### Given information:
################

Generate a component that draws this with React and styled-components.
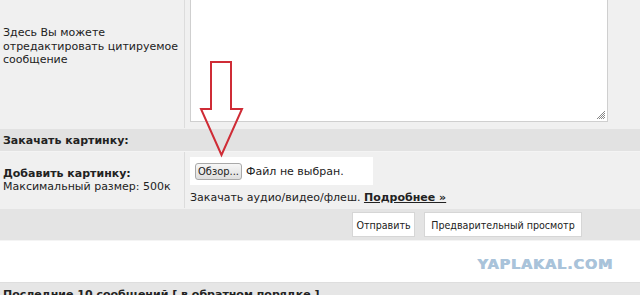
import React from "react";
import styled, { createGlobalStyle } from "styled-components";

const Global = createGlobalStyle`
  html, body { margin: 0; padding: 0; background: #fff; }
  body {
    font-family: "DejaVu Sans", Verdana, sans-serif;
    font-size: 11px;
    color: #222;
    overflow: hidden;
  }
`;

const Page = styled.div`
  position: relative;
  width: 640px;
`;

const Row = styled.div`
  display: grid;
  grid-template-columns: 185px 1fr;
  height: ${(p) => p.$h}px;
  background: #f0f0f0;
  border-bottom: 1px solid ${(p) => p.$line || "#f6f6f6"};
  box-sizing: border-box;
`;

const LeftCell = styled.div`
  border-right: 1px solid #dcdcdc;
  padding: ${(p) => (p.$top ? `${p.$top}px 3px 0` : "0 3px")};
  display: flex;
  flex-direction: column;
  justify-content: ${(p) => (p.$top ? "flex-start" : "center")};
  line-height: 13.5px;
`;

const RightCell = styled.div`
  padding: ${(p) => p.$pad};
  display: flex;
  flex-direction: column;
`;

const Textarea = styled.div`
  width: 418px;
  height: 122px;
  box-sizing: border-box;
  background: #fff;
  border: 1px solid #cfcfcf;
  border-top: none;
  position: relative;
`;

const Grip = styled.svg`
  position: absolute;
  right: 1px;
  bottom: 1px;
`;

const Header = styled.div`
  height: ${(p) => p.$h}px;
  background: ${(p) => p.$bg};
  border-bottom: 1px solid #f4f4f4;
  box-sizing: border-box;
  padding: ${(p) => p.$pt}px 3px 0;
  font-weight: bold;
  white-space: nowrap;
`;

const Bold = styled.span`
  font-weight: bold;
`;

const FileBox = styled.div`
  width: 183px;
  height: 28px;
  box-sizing: border-box;
  background: #fff;
  display: flex;
  align-items: center;
  padding-left: 5px;
  gap: 4px;
`;

const BrowseButton = styled.div`
  height: 17px;
  width: 47px;
  box-sizing: border-box;
  border: 1px solid #a9a9a9;
  border-radius: 3px;
  background: linear-gradient(#f6f6f6, #dedede);
  display: flex;
  align-items: center;
  justify-content: center;
  font-family: "DejaVu Sans Condensed", "DejaVu Sans", sans-serif;
  font-size: 11px;
  color: #222;
`;

const Note = styled.div`
  margin-top: 6px;
  white-space: nowrap;
`;

const MoreLink = styled.a`
  font-weight: bold;
  color: #222;
  text-decoration: underline;
`;

const ButtonBar = styled.div`
  height: 32px;
  box-sizing: border-box;
  background: #e4e4e4;
  border-bottom: 1px solid #f4f4f4;
  display: flex;
  align-items: flex-start;
  padding: 3px 0 0 352px;
  gap: 9px;
`;

const Button = styled.div`
  height: 25px;
  width: ${(p) => p.$w}px;
  box-sizing: border-box;
  background: #fff;
  border: 1px solid #d6d6d6;
  display: flex;
  align-items: center;
  justify-content: center;
  font-family: "DejaVu Sans Condensed", "DejaVu Sans", sans-serif;
  font-size: 10.6px;
  color: #222;
  white-space: nowrap;
`;

const WhiteRow = styled.div`
  height: 42px;
  box-sizing: border-box;
  background: #fff;
  border-bottom: 1px solid #dedede;
  display: flex;
  justify-content: flex-end;
  padding: 16px 27px 0 0;
`;

const Watermark = styled.div`
  font-family: "DejaVu Sans", sans-serif;
  font-weight: bold;
  font-size: 14.5px;
  line-height: 14px;
  letter-spacing: 0.8px;
  color: #a9c3da;
  text-shadow: 0.7px 0 0 #a9c3da;
`;

const Arrow = styled.svg`
  position: absolute;
  left: 0;
  top: 0;
  pointer-events: none;
`;

export default function App() {
  return (
    <>
      <Global />
      <Page>
        <Row $h={129} $line="#f0f0f0">
          <LeftCell $top={26}>
            <div>Здесь Вы можете</div>
            <div>отредактировать цитируемое</div>
            <div>сообщение</div>
          </LeftCell>
          <RightCell $pad="0 0 0 5px">
            <Textarea>
              <Grip width="10" height="10" viewBox="0 0 10 10">
                <path
                  d="M9 1 L1 9 M9 3 L3 9 M9 5 L5 9 M9 7 L7 9"
                  stroke="#888"
                  strokeWidth="1"
                />
              </Grip>
            </Textarea>
          </RightCell>
        </Row>
        <Header $h={23} $bg="#e2e2e2" $pt={5}>
          Закачать картинку:
        </Header>
        <Row $h={57} $line="#f0f0f0">
          <LeftCell>
            <Bold>Добавить картинку:</Bold>
            <div>Максимальный размер: 500к</div>
          </LeftCell>
          <RightCell $pad="5px 0 0 5px">
            <FileBox>
              <BrowseButton>Обзор...</BrowseButton>
              <span>Файл не выбран.</span>
            </FileBox>
            <Note>
              Закачать аудио/видео/флеш. <MoreLink>Подробнее »</MoreLink>
            </Note>
          </RightCell>
        </Row>
        <ButtonBar>
          <Button $w={63}>Отправить</Button>
          <Button $w={158}>Предварительный просмотр</Button>
        </ButtonBar>
        <WhiteRow>
          <Watermark>YAPLAKAL.COM</Watermark>
        </WhiteRow>
        <Header $h={30} $bg="#e6e6e6" $pt={5}>
          Последние 10 сообщений [ в обратном порядке ]
        </Header>
        <Arrow width="640" height="295" viewBox="0 0 640 295">
          <polygon
            points="211,62 231,62 231,109 242,109 221.5,155 201,109 211,109"
            fill="none"
            stroke="#cf2c36"
            strokeWidth="2"
            strokeLinejoin="miter"
          />
        </Arrow>
      </Page>
    </>
  );
}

################

### Required task:
Print the whole listing above once more, word for word, without its pictures.

### Solution to this exercise:
Generate a component that draws this with React and styled-components.
import React from "react";
import styled, { createGlobalStyle } from "styled-components";

const Global = createGlobalStyle`
  html, body { margin: 0; padding: 0; background: #fff; }
  body {
    font-family: "DejaVu Sans", Verdana, sans-serif;
    font-size: 11px;
    color: #222;
    overflow: hidden;
  }
`;

const Page = styled.div`
  position: relative;
  width: 640px;
`;

const Row = styled.div`
  display: grid;
  grid-template-columns: 185px 1fr;
  height: ${(p) => p.$h}px;
  background: #f0f0f0;
  border-bottom: 1px solid ${(p) => p.$line || "#f6f6f6"};
  box-sizing: border-box;
`;

const LeftCell = styled.div`
  border-right: 1px solid #dcdcdc;
  padding: ${(p) => (p.$top ? `${p.$top}px 3px 0` : "0 3px")};
  display: flex;
  flex-direction: column;
  justify-content: ${(p) => (p.$top ? "flex-start" : "center")};
  line-height: 13.5px;
`;

const RightCell = styled.div`
  padding: ${(p) => p.$pad};
  display: flex;
  flex-direction: column;
`;

const Textarea = styled.div`
  width: 418px;
  height: 122px;
  box-sizing: border-box;
  background: #fff;
  border: 1px solid #cfcfcf;
  border-top: none;
  position: relative;
`;

const Grip = styled.svg`
  position: absolute;
  right: 1px;
  bottom: 1px;
`;

const Header = styled.div`
  height: ${(p) => p.$h}px;
  background: ${(p) => p.$bg};
  border-bottom: 1px solid #f4f4f4;
  box-sizing: border-box;
  padding: ${(p) => p.$pt}px 3px 0;
  font-weight: bold;
  white-space: nowrap;
`;

const Bold = styled.span`
  font-weight: bold;
`;

const FileBox = styled.div`
  width: 183px;
  height: 28px;
  box-sizing: border-box;
  background: #fff;
  display: flex;
  align-items: center;
  padding-left: 5px;
  gap: 4px;
`;

const BrowseButton = styled.div`
  height: 17px;
  width: 47px;
  box-sizing: border-box;
  border: 1px solid #a9a9a9;
  border-radius: 3px;
  background: linear-gradient(#f6f6f6, #dedede);
  display: flex;
  align-items: center;
  justify-content: center;
  font-family: "DejaVu Sans Condensed", "DejaVu Sans", sans-serif;
  font-size: 11px;
  color: #222;
`;

const Note = styled.div`
  margin-top: 6px;
  white-space: nowrap;
`;

const MoreLink = styled.a`
  font-weight: bold;
  color: #222;
  text-decoration: underline;
`;

const ButtonBar = styled.div`
  height: 32px;
  box-sizing: border-box;
  background: #e4e4e4;
  border-bottom: 1px solid #f4f4f4;
  display: flex;
  align-items: flex-start;
  padding: 3px 0 0 352px;
  gap: 9px;
`;

const Button = styled.div`
  height: 25px;
  width: ${(p) => p.$w}px;
  box-sizing: border-box;
  background: #fff;
  border: 1px solid #d6d6d6;
  display: flex;
  align-items: center;
  justify-content: center;
  font-family: "DejaVu Sans Condensed", "DejaVu Sans", sans-serif;
  font-size: 10.6px;
  color: #222;
  white-space: nowrap;
`;

const WhiteRow = styled.div`
  height: 42px;
  box-sizing: border-box;
  background: #fff;
  border-bottom: 1px solid #dedede;
  display: flex;
  justify-content: flex-end;
  padding: 16px 27px 0 0;
`;

const Watermark = styled.div`
  font-family: "DejaVu Sans", sans-serif;
  font-weight: bold;
  font-size: 14.5px;
  line-height: 14px;
  letter-spacing: 0.8px;
  color: #a9c3da;
  text-shadow: 0.7px 0 0 #a9c3da;
`;

const Arrow = styled.svg`
  position: absolute;
  left: 0;
  top: 0;
  pointer-events: none;
`;

export default function App() {
  return (
    <>
      <Global />
      <Page>
        <Row $h={129} $line="#f0f0f0">
          <LeftCell $top={26}>
            <div>Здесь Вы можете</div>
            <div>отредактировать цитируемое</div>
            <div>сообщение</div>
          </LeftCell>
          <RightCell $pad="0 0 0 5px">
            <Textarea>
              <Grip width="10" height="10" viewBox="0 0 10 10">
                <path
                  d="M9 1 L1 9 M9 3 L3 9 M9 5 L5 9 M9 7 L7 9"
                  stroke="#888"
                  strokeWidth="1"
                />
              </Grip>
            </Textarea>
          </RightCell>
        </Row>
        <Header $h={23} $bg="#e2e2e2" $pt={5}>
          Закачать картинку:
        </Header>
        <Row $h={57} $line="#f0f0f0">
          <LeftCell>
            <Bold>Добавить картинку:</Bold>
            <div>Максимальный размер: 500к</div>
          </LeftCell>
          <RightCell $pad="5px 0 0 5px">
            <FileBox>
              <BrowseButton>Обзор...</BrowseButton>
              <span>Файл не выбран.</span>
            </FileBox>
            <Note>
              Закачать аудио/видео/флеш. <MoreLink>Подробнее »</MoreLink>
            </Note>
          </RightCell>
        </Row>
        <ButtonBar>
          <Button $w={63}>Отправить</Button>
          <Button $w={158}>Предварительный просмотр</Button>
        </ButtonBar>
        <WhiteRow>
          <Watermark>YAPLAKAL.COM</Watermark>
        </WhiteRow>
        <Header $h={30} $bg="#e6e6e6" $pt={5}>
          Последние 10 сообщений [ в обратном порядке ]
        </Header>
        <Arrow width="640" height="295" viewBox="0 0 640 295">
          <polygon
            points="211,62 231,62 231,109 242,109 221.5,155 201,109 211,109"
            fill="none"
            stroke="#cf2c36"
            strokeWidth="2"
            strokeLinejoin="miter"
          />
        </Arrow>
      </Page>
    </>
  );
}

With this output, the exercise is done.